## SHORT EXERCISE
Everything in the listing except the pictures should be written out exactly.

## SUPPLIED DATA

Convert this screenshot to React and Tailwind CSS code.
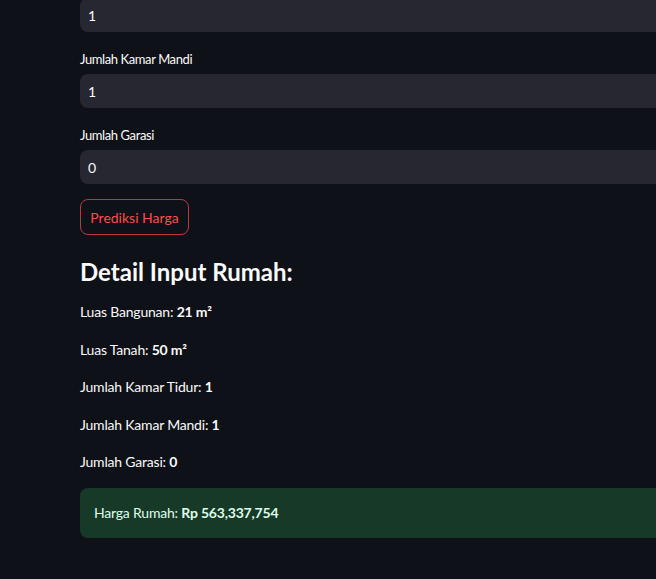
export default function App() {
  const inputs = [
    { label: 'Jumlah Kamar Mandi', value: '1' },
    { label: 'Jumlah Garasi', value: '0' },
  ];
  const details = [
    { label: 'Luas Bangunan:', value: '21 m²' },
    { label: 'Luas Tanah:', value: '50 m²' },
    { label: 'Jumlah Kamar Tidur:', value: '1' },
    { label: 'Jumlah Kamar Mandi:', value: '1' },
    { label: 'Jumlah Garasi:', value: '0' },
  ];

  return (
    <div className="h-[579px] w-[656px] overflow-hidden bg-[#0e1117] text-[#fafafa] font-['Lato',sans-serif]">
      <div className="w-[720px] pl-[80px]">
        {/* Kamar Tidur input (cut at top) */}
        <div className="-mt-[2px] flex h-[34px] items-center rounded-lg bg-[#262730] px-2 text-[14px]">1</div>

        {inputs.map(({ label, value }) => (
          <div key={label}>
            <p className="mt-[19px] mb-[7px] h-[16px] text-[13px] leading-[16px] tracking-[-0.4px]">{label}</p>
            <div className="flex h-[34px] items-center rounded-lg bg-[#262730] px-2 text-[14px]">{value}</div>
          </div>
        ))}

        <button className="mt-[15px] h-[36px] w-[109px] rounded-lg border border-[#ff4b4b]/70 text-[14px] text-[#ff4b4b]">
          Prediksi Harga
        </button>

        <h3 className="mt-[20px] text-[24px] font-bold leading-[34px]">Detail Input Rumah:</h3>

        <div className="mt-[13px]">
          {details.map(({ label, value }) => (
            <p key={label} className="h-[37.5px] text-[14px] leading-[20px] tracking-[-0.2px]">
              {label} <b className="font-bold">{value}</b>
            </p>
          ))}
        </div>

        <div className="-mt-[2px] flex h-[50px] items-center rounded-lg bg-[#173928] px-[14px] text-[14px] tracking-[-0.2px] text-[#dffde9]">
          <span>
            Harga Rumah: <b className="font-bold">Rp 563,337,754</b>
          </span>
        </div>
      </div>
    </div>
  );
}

## SOLUTION
Convert this screenshot to React and Tailwind CSS code.
export default function App() {
  const inputs = [
    { label: 'Jumlah Kamar Mandi', value: '1' },
    { label: 'Jumlah Garasi', value: '0' },
  ];
  const details = [
    { label: 'Luas Bangunan:', value: '21 m²' },
    { label: 'Luas Tanah:', value: '50 m²' },
    { label: 'Jumlah Kamar Tidur:', value: '1' },
    { label: 'Jumlah Kamar Mandi:', value: '1' },
    { label: 'Jumlah Garasi:', value: '0' },
  ];

  return (
    <div className="h-[579px] w-[656px] overflow-hidden bg-[#0e1117] text-[#fafafa] font-['Lato',sans-serif]">
      <div className="w-[720px] pl-[80px]">
        {/* Kamar Tidur input (cut at top) */}
        <div className="-mt-[2px] flex h-[34px] items-center rounded-lg bg-[#262730] px-2 text-[14px]">1</div>

        {inputs.map(({ label, value }) => (
          <div key={label}>
            <p className="mt-[19px] mb-[7px] h-[16px] text-[13px] leading-[16px] tracking-[-0.4px]">{label}</p>
            <div className="flex h-[34px] items-center rounded-lg bg-[#262730] px-2 text-[14px]">{value}</div>
          </div>
        ))}

        <button className="mt-[15px] h-[36px] w-[109px] rounded-lg border border-[#ff4b4b]/70 text-[14px] text-[#ff4b4b]">
          Prediksi Harga
        </button>

        <h3 className="mt-[20px] text-[24px] font-bold leading-[34px]">Detail Input Rumah:</h3>

        <div className="mt-[13px]">
          {details.map(({ label, value }) => (
            <p key={label} className="h-[37.5px] text-[14px] leading-[20px] tracking-[-0.2px]">
              {label} <b className="font-bold">{value}</b>
            </p>
          ))}
        </div>

        <div className="-mt-[2px] flex h-[50px] items-center rounded-lg bg-[#173928] px-[14px] text-[14px] tracking-[-0.2px] text-[#dffde9]">
          <span>
            Harga Rumah: <b className="font-bold">Rp 563,337,754</b>
          </span>
        </div>
      </div>
    </div>
  );
}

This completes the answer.